Saturday, March 04, 2006

The decadence of cable news

Tim Rutten unleashes a broadside against Nancy Grace in the L.A. Times:


Grace, on the other hand, has no journalistic background whatsoever. Even her employers at the once reliable and now lamentable CNN Headline News are careful to call her simply the "host" of the rhetorical free-fire zone they have created for her. (It's the kind of programming decision that probably would have been forestalled by a slightly more expansive reading of the pandering statutes.) Grace's standing to badger, fawn, scold and grimace her way through 60 minutes of Time Warner's airtime every weeknight rests on just two credentials, which she endlessly repeats: She once worked as a prosecutor in Atlanta and she is a "crime victim" whose fiancé was murdered 27 years ago.

As it turns out, both credentials are a little crumbly around the edges.

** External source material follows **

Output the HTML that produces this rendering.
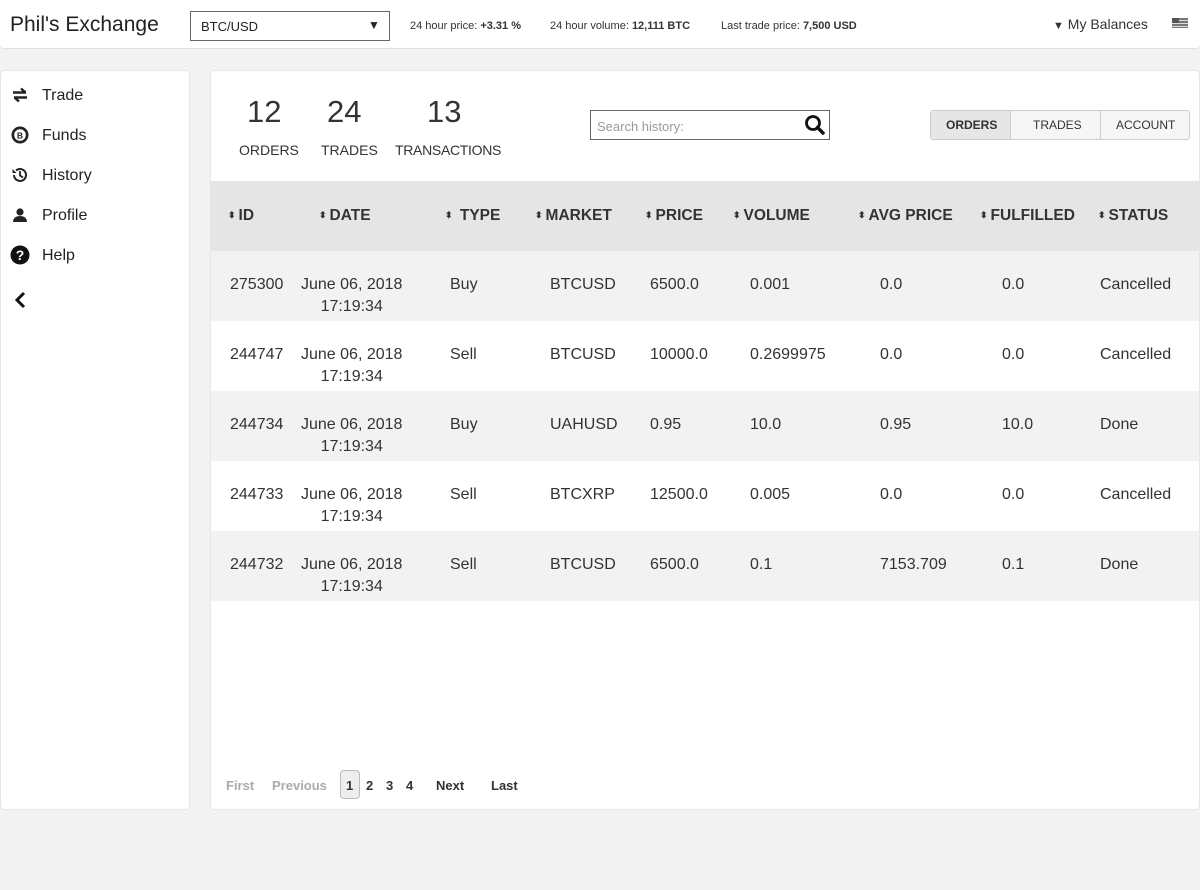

He also has a theory about cable's slide into decadence:

Turner has a loose lip and an unsteady personality, but he never wavered in his belief that serious news has a place on television. The same cannot be said of the corporate apparatchiks now running CNN and CNN Headline and cringing before Fox News' success. They're the ones who have unleashed Grace on their Headline network and defaced CNN's regular report with things like Jack Cafferty's bizarre and incoherently histrionic intrusions into the afternoon news and the increasingly demagogic Lou Dobbs' second rate imitations of a Howard Beale rant.

These desperate acts have been triggered by CNN's inability to come even close to matching Fox in the ratings. The commercial genius of Rupert Murdoch's network, of course, resides in Roger Ailes' intuition that the talk radio model could be transferred to television, thereby avoiding the expense of real reporting while cultivating viewers with a taste for conservative partisanship and, more important, entertainment


As with most nostalgic myths, this one glosses over the less edifying bits of history. It is true that Murdoch and Ailes built Fox prime time around a talk radio and tabloid model. But the serpent was in the garden long before Roger met Rupert. Turner gave us Crossfire and Larry King. Greta got her first show on CNN. CNBC wallowed in the OJ trial and the Jon Benet Ramsey case in a way that Rush Limbaugh never did.

What remains striking is the evident lack of courage and imagination at MSNBC and CNN. Instead of trying to find a viable model for serious news, they meekly imitate the Fix recipe.